The campaign never raised any issues of accuracy about those reports. But campaign officials knew, and never clarified, that Rossi had been collecting campaign donations for about two weeks by the time he officially announced his gubernatorial bid.
After examining the Rossi’s campaign finance records, Neil Modie learned that:
…[Rossi’s] campaign started accepting contributions Oct. 12 and took in $97,750 even before he announced his candidacy Oct. 25. Of that sum, $86,800 came in donations of $2,800 each, the maximum amount allowed by law for the primary and general elections combined.
An additional $60,873 came in on the day of the announcement, more than half of it in contributions of $2,800 each.
The campaign, seemingly coming to the realization that it’s not nice to fool political reporters, has now issued an apology.
“I apologize to you if you feel like you were misled,” Strait told the AP. “I agree that we could have clarified that the first check came in on the 12th.”
Yep…you could have, but you didn’t. Instead, in issuing the apology, the Rossi campaign lied to reporters again (my emphasis):
After apologizing, Strait claimed that “there was never a secret” that Rossi decided to run for governor on Oct. 11, the day before he collected his first donations.
That statement is untrue: when asked about an impending Rossi campaign shortly before the official Oct. 25 announcement, Strait refused to offer any details of Rossi’s plans, saying only that he would be talking about his political future.
Ouch! The publicly-disclosed Rossi campaign is less than a month old (or the not-secret-unless-you-asked campaign is just over a month old) and already the media is insinuating that the Rossi campaign is a pack of liars.

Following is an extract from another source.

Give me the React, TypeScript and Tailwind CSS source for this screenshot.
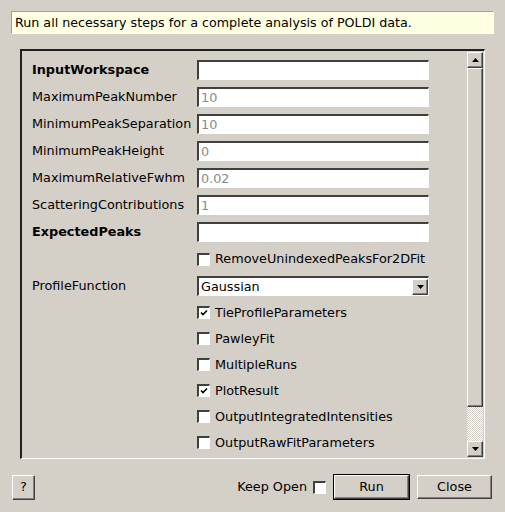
import React from "react";

const raised =
  "bg-[#d4d0c8] border-t border-l border-t-white border-l-white border-b border-r border-b-[#404040] border-r-[#404040] shadow-[inset_-1px_-1px_#808080]";
const sunken =
  "bg-white border-t-2 border-l-2 border-t-[#404040] border-l-[#404040] border-b border-r border-b-white border-r-white";

const Arrow = ({ down }: { down?: boolean }) => (
  <svg width="7" height="4" viewBox="0 0 7 4">
    <path d={down ? "M0 0H7L3.5 4Z" : "M0 4H7L3.5 0Z"} fill="#000" />
  </svg>
);

const CheckBox = ({ checked }: { checked?: boolean }) => (
  <div className={`w-[13px] h-[13px] shrink-0 flex items-center justify-center ${sunken}`}>
    {checked && (
      <svg width="8" height="8" viewBox="0 0 8 8">
        <path d="M1 3.5L3 5.5L7 1.5" stroke="#000" strokeWidth="1.6" fill="none" />
      </svg>
    )}
  </div>
);

const inputRows = [
  { label: "InputWorkspace", value: "", bold: true },
  { label: "MaximumPeakNumber", value: "10" },
  { label: "MinimumPeakSeparation", value: "10" },
  { label: "MinimumPeakHeight", value: "0" },
  { label: "MaximumRelativeFwhm", value: "0.02" },
  { label: "ScatteringContributions", value: "1" },
  { label: "ExpectedPeaks", value: "", bold: true },
];

const checkRows = [
  { label: "TieProfileParameters", checked: true },
  { label: "PawleyFit" },
  { label: "MultipleRuns" },
  { label: "PlotResult", checked: true },
  { label: "OutputIntegratedIntensities" },
  { label: "OutputRawFitParameters" },
];

export default function App() {
  return (
    <div className="w-[505px] h-[512px] bg-[#d4d0c8] overflow-hidden text-[12.8px] text-black font-['DejaVu_Sans',sans-serif] flex flex-col">
      <div className="mx-[11px] mt-[11px] h-[23px] bg-[#ffffe1] border border-t-[#a0a0a0] border-l-[#a0a0a0] border-b-white border-r-white flex items-center pl-[3px] text-[12.7px]">
        Run all necessary steps for a complete analysis of POLDI data.
      </div>

      <div className="mt-[15px] ml-[20px] w-[465px] h-[410px] border-t-2 border-l-2 border-t-[#202020] border-l-[#202020] border-b border-r border-b-white border-r-white flex">
        <div className="flex-1 flex flex-col gap-[7px] pt-[9px] pl-[10px]">
          {inputRows.map((r) => (
            <div key={r.label} className="flex items-center h-[20px]">
              <span className={`w-[165px] ${r.bold ? "font-bold" : ""}`}>{r.label}</span>
              <div className={`w-[232px] h-[20px] flex items-center pl-[2px] text-[#8a8a8a] ${sunken}`}>
                {r.value}
              </div>
            </div>
          ))}
          <div className="flex items-center h-[20px] pl-[165px] gap-[5px]">
            <CheckBox />
            <span>RemoveUnindexedPeaksFor2DFit</span>
          </div>
          <div className="flex items-center h-[20px]">
            <span className="w-[165px]">ProfileFunction</span>
            <div className={`w-[232px] h-[20px] flex items-center justify-between pl-[2px] ${sunken}`}>
              <span>Gaussian</span>
              <div className={`w-[16px] h-[16px] flex items-center justify-center ${raised}`}>
                <Arrow down />
              </div>
            </div>
          </div>
          {checkRows.map((r) => (
            <div key={r.label} className="flex items-center h-[19px] pl-[165px] gap-[5px]">
              <CheckBox checked={r.checked} />
              <span>{r.label}</span>
            </div>
          ))}
        </div>

        <div className="w-[16px] mr-[1px] py-[1px] flex flex-col">
          <div className={`h-[16px] flex items-center justify-center ${raised}`}>
            <Arrow />
          </div>
          <div className={`h-[339px] ${raised}`} />
          <div className="flex-1 bg-[repeating-conic-gradient(#ffffff_0%_25%,#d4d0c8_0%_50%)] bg-[length:2px_2px]" />
          <div className={`h-[16px] flex items-center justify-center ${raised}`}>
            <Arrow down />
          </div>
        </div>
      </div>

      <div className="mt-[15px] pl-[12px] pr-[13px] flex items-center">
        <button className={`w-[23px] h-[25px] ${raised}`}>?</button>
        <div className="flex-1" />
        <span>Keep Open</span>
        <div className="ml-[6px]">
          <CheckBox />
        </div>
        <div className="ml-[7px] border border-black">
          <button className={`w-[75px] h-[24px] ${raised}`}>Run</button>
        </div>
        <button className={`ml-[7px] w-[75px] h-[24px] ${raised}`}>Close</button>
      </div>
    </div>
  );
}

I’m guessing that one of the first things you learn in Becoming a Politician 101 is “Never, ever, ever piss off the press by getting caught lying to them.” (Lying to the people? Probably okay…but not the press.)
The rest of Woodward’s article sure reads like someone who feels betrayed:
The “nearly half a million dollars” raised in “roughly one week” actually referred to the approximately $365,000 Rossi collected in the last week of October, combined with some $110,000 the campaign says Rossi raised on the first two days of November.
The most recent campaign finance reports do not include November donations, making it impossible to immediately confirm whether Rossi actually raised that much money in the first two days of the month.
And Neil Modie seems a little peeved, too. In yesterday’s article deflating Rossi’s fundraising hyperbole, Neil meanders to the topic of a PDC investigation of illegal campaigning on the part of Rossi:
[Lori] Anderson [Spokeswoman for the state Public Disclosure Commission] said the commission is also investigating a Rossi campaign Web site, telldino.com, because it was registered Sept. 8, before Rossi says he decided to run. Strait, his spokeswoman, said a Rossi campaign volunteer, Thomas Swanson, registered it on his own without telling Rossi so that the Web address would be available if the candidate did decide to run.
Strait said Swanson took the action after he and J. Vander Stoep, a Rossi campaign adviser, discussed the idea of creating telldino.com to enable citizens to give Rossi their suggestions for improving government.
Wait a minute! That sure has the look and smell of a tenny-weeny little fib.
If Rossi had not decided to run by September 8th, what purpose would there be in discussing a new web site for folks to offer Rossi “suggestions for improving government?” Isn’t that exactly what The Washington Idea Bank (a wholly owned subsidiary of Forward Washington Foundation) was created for? The site has a web form for offering ideas…to Rossi’s pre-campaign organization.
Are we really to believe that on September 8th (three days before Rossi secretly resigned from Forward Washington Foundation) a (future?) campaign adviser had discussed creating a new “Rossi Idea Bank” site, but that was all “before Rossi says he decided to run,” and the site was registered for non-campaign purposes? Right.
Now the needle is pegged on my implausiometer.